Accountability systems

Due to the strong control the state has exerted on the media for decades, even once the media market was opened to private investors in 2001, media accountability institutions like press councils were simply not necessary and therefore do not exist in Syria. The only professional organisation, the Union of Journalists (see above), does not protect its affiliates but operates as a body of the government. Also, since all news outlets have to provide more or less the same version of the facts, ethical norms or a code to regulate individual or organisation decisions are superfluous. Although these same conditions still persist in the traditional media, new media outlets, emerging even before the beginning of the unrest, have contributed to raise awareness on media accountability practices. In fact, as Pies and Madanat have highlighted in their 2011 report, by giving the readers the possibility to comment online, news websites have introduced an “audience-oriented journalism approach” which takes the audience into account. Thus they have contributed to holding the media accountable for aspects the old media does not cover and the audience seems to have entered the field.
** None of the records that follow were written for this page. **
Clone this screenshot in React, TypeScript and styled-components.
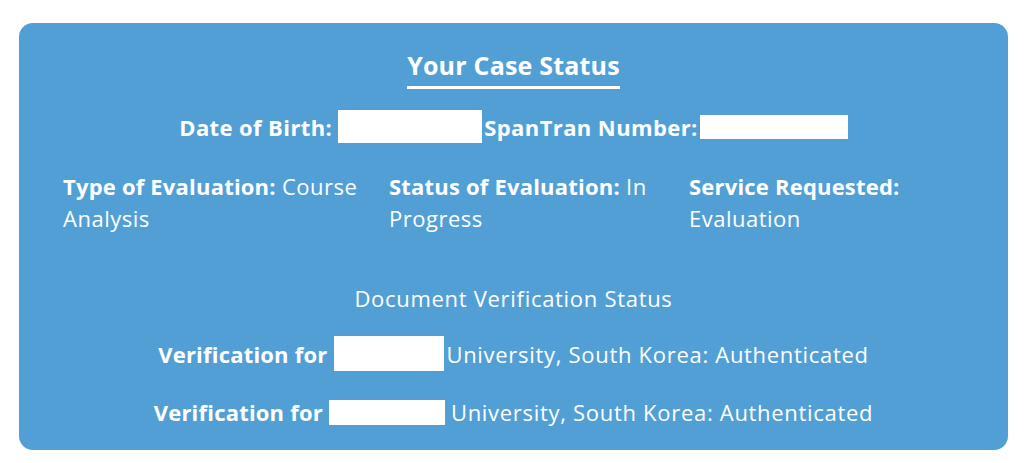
import React, { FC } from "react";
import styled, { createGlobalStyle } from "styled-components";

const GlobalStyle = createGlobalStyle`
	body {
		margin: 0;
		background: #fff;
		font-family: "Open Sans", "Noto Sans", sans-serif;
	}
`;

const Page = styled.div`
	padding: 23px 16px 13px 19px;
`;

const Card = styled.div`
	background: #529fd6;
	border-radius: 14px;
	color: #fff;
	padding: 25px 44px 20px;
	display: flex;
	flex-direction: column;
	align-items: center;
	box-sizing: border-box;
	height: 427px;
`;

const Title = styled.h2`
	margin: 0;
	font-size: 25px;
	font-weight: 700;
	line-height: 34px;
	padding-bottom: 4px;
	border-bottom: 3px solid #fff;
	letter-spacing: 0.2px;
`;

const IdRow = styled.div`
	margin-top: 21px;
	display: flex;
	align-items: center;
	font-size: 22px;
	font-weight: 700;
	letter-spacing: 0.4px;
`;

const Redacted = styled.span<{ w: number; h: number; left: number; right: number }>`
	display: inline-block;
	width: ${(p) => p.w}px;
	height: ${(p) => p.h}px;
	background: #fff;
	margin: 0 ${(p) => p.right}px 0 ${(p) => p.left}px;
`;

const Details = styled.div`
	align-self: stretch;
	margin-top: 27px;
	display: grid;
	grid-template-columns: 326px 300px 1fr;
	font-size: 22px;
	line-height: 32px;
	letter-spacing: 0.5px;
`;

const Detail = styled.div`
	padding-right: 4px;
`;

const Label = styled.b`
	font-weight: 700;
	letter-spacing: 0.2px;
`;

const Subheading = styled.div`
	margin-top: 48px;
	font-size: 22px;
	line-height: 32px;
	letter-spacing: 0.7px;
`;

const VerifyRow = styled.div`
	margin-top: 22px;
	display: flex;
	align-items: center;
	font-size: 22px;
	line-height: 32px;
	letter-spacing: 0.7px;
	&:last-child {
		margin-top: 25px;
	}
`;

const details = [
	{ label: "Type of Evaluation:", value: "Course Analysis" },
	{ label: "Status of Evaluation:", value: "In Progress" },
	{ label: "Service Requested:", value: "Evaluation" },
];

const App: FC = () => {
	return (
		<>
			<GlobalStyle />
			<Page>
				<Card>
					<Title>Your Case Status</Title>
					<IdRow>
						Date of Birth:
						<Redacted w={144} h={33} left={6} right={2} />
						SpanTran Number:
						<Redacted w={148} h={24} left={2} right={0} />
					</IdRow>
					<Details>
						{details.map((d) => (
							<Detail key={d.label}>
								<Label>{d.label}</Label> {d.value}
							</Detail>
						))}
					</Details>
					<Subheading>Document Verification Status</Subheading>
					<VerifyRow>
						<Label>Verification for</Label>
						<Redacted w={110} h={35} left={7} right={2} />
						University, South Korea: Authenticated
					</VerifyRow>
					<VerifyRow>
						<Label>Verification for</Label>
						<Redacted w={116} h={25} left={6} right={6} />
						University, South Korea: Authenticated
					</VerifyRow>
				</Card>
			</Page>
		</>
	);
};

export default App;
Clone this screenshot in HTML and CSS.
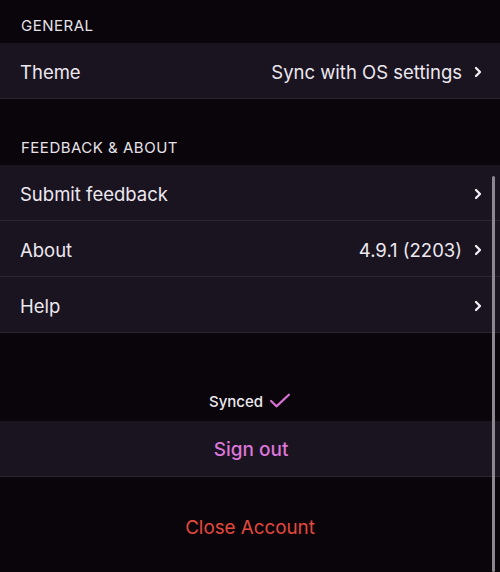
FILE: index.html
```html
<!DOCTYPE html>
<html lang="en">
<head>
    <meta charset="UTF-8">
    <meta name="viewport" content="width=device-width, initial-scale=1.0">
    <title>Settings</title>
    <link rel="stylesheet" href="styles.css">
</head>
<body>

    <div class="settings">
        <!-- General -->
        <div class="section-title">GENERAL</div>
        <div class="group">
            <div class="row">
                <span class="label">Theme</span>
                <span class="value">Sync with OS settings</span>
                <svg class="chevron" viewBox="0 0 8 12"><polyline points="2,2 6,6 2,10"/></svg>
            </div>
        </div>

        <!-- Feedback & About -->
        <div class="section-title spaced">FEEDBACK &amp; ABOUT</div>
        <div class="group">
            <div class="row">
                <span class="label">Submit feedback</span>
                <svg class="chevron" viewBox="0 0 8 12"><polyline points="2,2 6,6 2,10"/></svg>
            </div>
            <div class="row">
                <span class="label">About</span>
                <span class="value">4.9.1 (2203)</span>
                <svg class="chevron" viewBox="0 0 8 12"><polyline points="2,2 6,6 2,10"/></svg>
            </div>
            <div class="row">
                <span class="label">Help</span>
                <svg class="chevron" viewBox="0 0 8 12"><polyline points="2,2 6,6 2,10"/></svg>
            </div>
        </div>

        <!-- Account -->
        <div class="sync-status">
            Synced
            <svg class="check" viewBox="0 0 24 18"><polyline points="2,9 8,15 22,2"/></svg>
        </div>
        <div class="group">
            <div class="row center">
                <span class="sign-out">Sign out</span>
            </div>
        </div>
        <div class="close-account">Close Account</div>

        <div class="scrollbar"></div>
    </div>

</body>
</html>
```

FILE: styles.css
```css
body {
    margin: 0;
    padding: 0;
    background: #09050a;
    font-family: Inter, "Noto Sans", sans-serif;
    color: #ece8ef;
}

.settings {
    position: relative;
    height: 572px;
    overflow: hidden;
}

/* Section headers */
.section-title {
    padding: 16px 21px 8px;
    font-size: 15px;
    line-height: 19px;
    font-weight: 400;
    letter-spacing: 0.5px;
    color: #e6e2e8;
}

.section-title.spaced {
    margin-top: 23px;
}

.group {
    background: #1a1320;
}

.row {
    box-sizing: border-box;
    display: flex;
    align-items: center;
    height: 56px;
    padding: 2px 18px 0 20px;
    border-bottom: 1px solid #2c2532;
    font-size: 18.5px;
}

.row.center {
    justify-content: center;
}

.label {
    flex: 1;
}

.value {
    margin-right: 12px;
}

.chevron {
    width: 8px;
    height: 12px;
    fill: none;
    stroke: #f2eef4;
    stroke-width: 2.3;
    stroke-linecap: round;
    stroke-linejoin: round;
}

/* Sync + account */
.sync-status {
    display: flex;
    justify-content: center;
    align-items: center;
    gap: 6px;
    margin-top: 48px;
    height: 40px;
    font-size: 15px;
    font-weight: 500;
}

.check {
    width: 22px;
    height: 16px;
    fill: none;
    stroke: #d770d2;
    stroke-width: 2.5;
    stroke-linecap: round;
    stroke-linejoin: round;
}

.sign-out {
    color: #db76d8;
    font-size: 19px;
    font-weight: 500;
}

.close-account {
    margin-top: 40px;
    text-align: center;
    font-size: 18.8px;
    line-height: 22px;
    color: #e4483e;
}

.scrollbar {
    position: absolute;
    top: 176px;
    right: 5px;
    width: 3px;
    bottom: 0;
    background: #8b8690;
    border-radius: 2px;
}
```
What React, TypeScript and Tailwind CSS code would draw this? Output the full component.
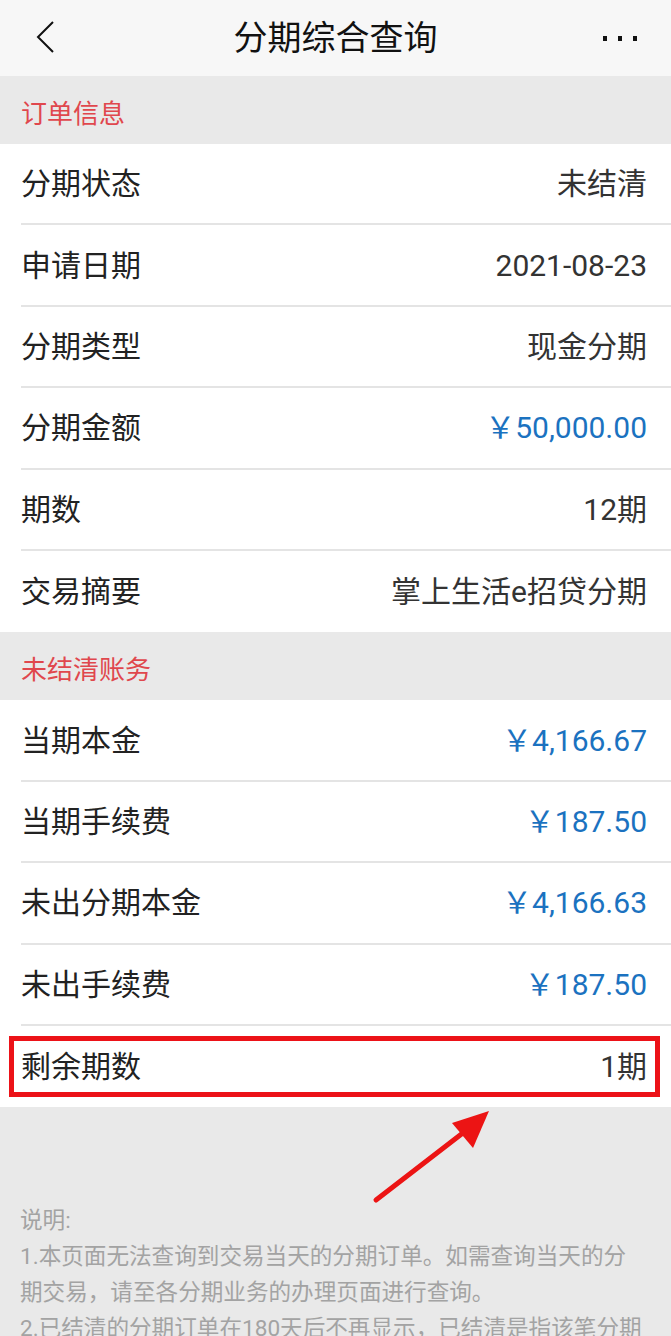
const font = "font-['Roboto','Noto_Sans_CJK_SC',sans-serif]";

type Row = { label: string; value: string; blue?: boolean };

const orderRows: Row[] = [
  { label: "分期状态", value: "未结清" },
  { label: "申请日期", value: "2021-08-23" },
  { label: "分期类型", value: "现金分期" },
  { label: "分期金额", value: "￥50,000.00", blue: true },
  { label: "期数", value: "12期" },
  { label: "交易摘要", value: "掌上生活e招贷分期" },
];

const unpaidRows: Row[] = [
  { label: "当期本金", value: "￥4,166.67", blue: true },
  { label: "当期手续费", value: "￥187.50", blue: true },
  { label: "未出分期本金", value: "￥4,166.63", blue: true },
  { label: "未出手续费", value: "￥187.50", blue: true },
];

function InfoRow({ row, last }: { row: Row; last?: boolean }) {
  return (
    <div className="pl-[21px] bg-white">
      <div
        className={`h-[81.4px] flex items-center justify-between pr-[24px] ${
          last ? "" : "border-b-2 border-[#e4e4e4]"
        }`}
      >
        <span className="text-[30px] text-[#222]">{row.label}</span>
        <span className={`text-[30px] ${row.blue ? "text-[#1b72c0]" : "text-[#333]"}`}>{row.value}</span>
      </div>
    </div>
  );
}

function SectionTitle({ title }: { title: string }) {
  return (
    <div className="h-[68px] bg-[#e9e9e9] flex items-center pl-[21px] pt-[8px]">
      <span className="text-[26px] text-[#e0474d]">{title}</span>
    </div>
  );
}

export default function App() {
  return (
    <div className={`w-[671px] h-[1336px] overflow-hidden bg-[#e9e9e9] ${font}`}>
      {/* Top bar */}
      <div className="h-[76px] bg-[#f7f7f7] flex items-center justify-between px-[30px] relative">
        <svg width="24" height="36" viewBox="0 0 24 36" className="ml-[4px]">
          <path d="M19 2 L4 17 L19 32" fill="none" stroke="#111" strokeWidth="2" />
        </svg>
        <span className="absolute left-0 right-0 text-center text-[34px] text-[#111] pointer-events-none">分期综合查询</span>
        <div className="flex gap-[11px] mr-[4px]">
          <span className="w-[4px] h-[5px] bg-[#111]" />
          <span className="w-[4px] h-[5px] bg-[#111]" />
          <span className="w-[4px] h-[5px] bg-[#111]" />
        </div>
      </div>

      <SectionTitle title="订单信息" />
      {orderRows.map((r, i) => (
        <InfoRow key={r.label} row={r} last={i === orderRows.length - 1} />
      ))}

      <SectionTitle title="未结清账务" />
      {unpaidRows.map((r) => (
        <InfoRow key={r.label} row={r} />
      ))}
      <div className="relative">
        <InfoRow row={{ label: "剩余期数", value: "1期" }} last />
        <div className="absolute left-[9px] right-[11px] top-[10px] bottom-[10px] border-[5px] border-[#ec1218] pointer-events-none" />
      </div>

      {/* Notes */}
      <div className="relative px-[20px] pt-[96px] text-[22.6px] leading-[36px] text-[#a3a3a3] whitespace-nowrap">
        <svg className="absolute left-[370px] top-[0px]" width="130" height="100" viewBox="0 0 130 100">
          <line x1="6" y1="93" x2="98" y2="22" stroke="#ec1414" strokeWidth="5" strokeLinecap="round" />
          <polygon points="119,4 82,16 103,41" fill="#ec1414" />
        </svg>
        <p>说明:</p>
        <p>
          1.本页面无法查询到交易当天的分期订单。如需查询当天的分
          <br />
          期交易，请至各分期业务的办理页面进行查询。
        </p>
        <p>
          2.已结清的分期订单在180天后不再显示，已结清是指该笔分期
          <br />
          订单已全部入账。
        </p>
      </div>
    </div>
  );
}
This is even truer after the proliferation of new media outlets with the 2011 unrest and the evolution and the constant changes that have since affected the sector. In September 2015, over twenty independent Syrian media outlets agreed on ethical guidelines for their work and developed the Charter of Honour, an ethical charter for Syrian media to which the signatories chose to adhere. The charter includes not only print media but also online news outlets and radio stations and aims to guarantee “freedom of expression through professional and ethical journalism,” There are still some elements of disagreement, most importantly the complaints and enforcement mechanisms. The charter is open for any organisation to join and aims to become a recognised sign of quality/professionalism for the member organisations.